Tell us more about your involvement with the documentary “The Blind Faithful” and where the idea originated?

“The idea came from my television presenter Jenny Gow. She had been at Silverstone and she was listening to a phone-in on Radio 5 live called “Slick face Slick” and basically a blind man had rung in to say how much he’d loved the F1 commentary. So she went to Mike Carr; the editor of Radio 5 live sport and suggested that we should do a programme on blind sports fans. I was freelance at the time and Mike explained the idea to me and asked if I wanted to make it. I said I thought it would be brilliant. The research was just unbelievable – weeks and weeks of contacting sports organisations, blind organisations and charities, trying to find people who love sport but were blind or visually impaired.

“In the end I was able to come up with a load of people who just had this magnificent way of expressing how much they loved sport, despite never being able to see it. Some of them had lost their sight so they knew what it was like to lose it. On the other hand, you had some who’d never seen it, trying to imagine what it looks like and explaining it to us. It just blew me away! It was such a brilliant project to be involved in. We had a tennis fan, a cricket fan and some football fans. We got the correspondents in each sport that they listen to all the time to interview them, which they loved.”

 

If you could go back in time to offer yourself a piece of advice as an aspiring journalist, what would it be and why?

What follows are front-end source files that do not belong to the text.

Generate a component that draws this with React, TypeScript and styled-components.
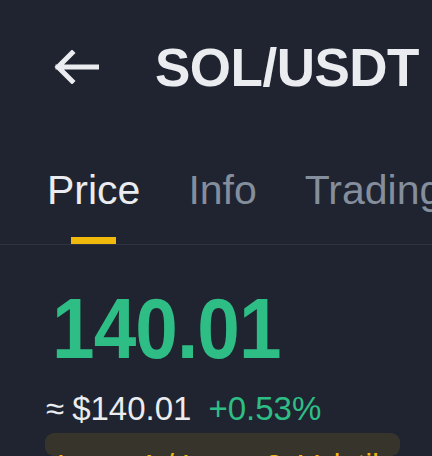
import React from "react";
import styled, { createGlobalStyle } from "styled-components";

const Global = createGlobalStyle`
  html, body { margin: 0; padding: 0; background: #1f2430; overflow: hidden; }
  body { width: 432px; height: 456px; font-family: "Liberation Sans", Arial, sans-serif; }
`;

const Page = styled.div`
  width: 432px;
  height: 456px;
  background: #1f2430;
  display: flex;
  flex-direction: column;
  overflow: hidden;
`;

const Header = styled.header`
  height: 134px;
  display: flex;
  align-items: center;
  padding-left: 52px;
  gap: 55px;
  flex-shrink: 0;
`;

const BackButton = styled.button`
  width: 48px;
  height: 40px;
  padding: 0;
  border: 0;
  background: transparent;
  display: flex;
  align-items: center;
  justify-content: center;
  color: #eaecef;
`;

const Title = styled.h1`
  margin: 0;
  font-family: "Liberation Sans", Arial, sans-serif;
  font-weight: 700;
  font-size: 53px;
  line-height: 1;
  letter-spacing: -0.5px;
  color: #eaecef;
  white-space: nowrap;
`;

const TabBar = styled.nav`
  display: flex;
  gap: 48px;
  padding: 36px 0 0 47px;
  border-bottom: 1px solid #2f3540;
  flex-shrink: 0;
  white-space: nowrap;
`;

const Tab = styled.div<{ $active?: boolean }>`
  display: flex;
  flex-direction: column;
  align-items: center;
  gap: 26px;
  font-family: "Liberation Sans", Arial, sans-serif;
  font-size: 41px;
  line-height: 41px;
  color: ${(p) => (p.$active ? "#eaecef" : "#848e9c")};
`;

const TabIndicator = styled.span<{ $active?: boolean }>`
  width: 45px;
  height: 7px;
  background: ${(p) => (p.$active ? "#f0b90b" : "transparent")};
`;

const PriceBlock = styled.section`
  padding: 41px 0 0 52px;
  display: flex;
  flex-direction: column;
`;

const BigPrice = styled.div`
  font-family: "Liberation Sans", Arial, sans-serif;
  font-weight: 700;
  font-size: 85px;
  line-height: 85px;
  letter-spacing: -1px;
  color: #2ebd85;
  transform: scaleX(0.9);
  transform-origin: left center;
`;

const SubLine = styled.div`
  margin-top: 21px;
  margin-left: -6px;
  display: flex;
  align-items: baseline;
  font-family: "Liberation Sans", Arial, sans-serif;
  font-size: 33px;
  line-height: 33px;
  white-space: nowrap;
`;

const Approx = styled.span`
  color: #eaecef;
  margin-right: 8px;
`;

const Fiat = styled.span`
  color: #eaecef;
  margin-right: 17px;
`;

const Change = styled.span`
  color: #2ebd85;
`;

const TagBox = styled.div`
  margin: 8px 0 0 45px;
  width: 355px;
  height: 80px;
  border-radius: 9px;
  background: #37352b;
  padding: 17px 0 0 12px;
  box-sizing: border-box;
  font-family: "Liberation Sans", Arial, sans-serif;
  font-size: 30px;
  line-height: 30px;
  color: #f0b90b;
  white-space: nowrap;
  overflow: hidden;
`;

export default function App() {
  return (
    <Page>
      <Global />
      <Header>
        <BackButton aria-label="Back">
          <svg width="46" height="34" viewBox="0 0 46 34" fill="none">
            <path
              d="M44 17H5M19 3L5 17L19 31"
              stroke="#eaecef"
              strokeWidth="5"
              strokeLinecap="square"
              strokeLinejoin="miter"
            />
          </svg>
        </BackButton>
        <Title>SOL/USDT</Title>
      </Header>
      <TabBar>
        <Tab $active>
          Price
          <TabIndicator $active />
        </Tab>
        <Tab>
          Info
          <TabIndicator />
        </Tab>
        <Tab>
          Trading Data
          <TabIndicator />
        </Tab>
      </TabBar>
      <PriceBlock>
        <BigPrice>140.01</BigPrice>
        <SubLine>
          <Approx>≈</Approx>
          <Fiat>$140.01</Fiat>
          <Change>+0.53%</Change>
        </SubLine>
      </PriceBlock>
      <TagBox>Layer 1 / Layer 2 &nbsp;Volatile</TagBox>
    </Page>
  );
}
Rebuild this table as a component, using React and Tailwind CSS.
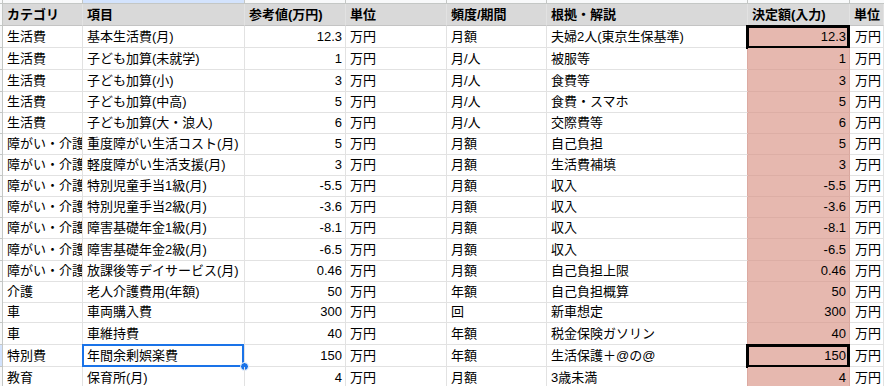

“I think I would say I would have liked to have worked at more places earlier on in my career. I immediately went from university to travelling for six months, then came back and my first job in the media was with the BBC. I was there for 10 years going from Radio One, 1xtra, Sport, 5 live – they were a variety of different jobs, as well as with a lot of different people. But I just think once I left the BBC and was working for Premier League TV, BT and many different organisations as freelance, that it just gave a more rounded view. I would just say give yourself as many opportunities as early as you can and say no to nothing – because you don’t know what you’re going to like.”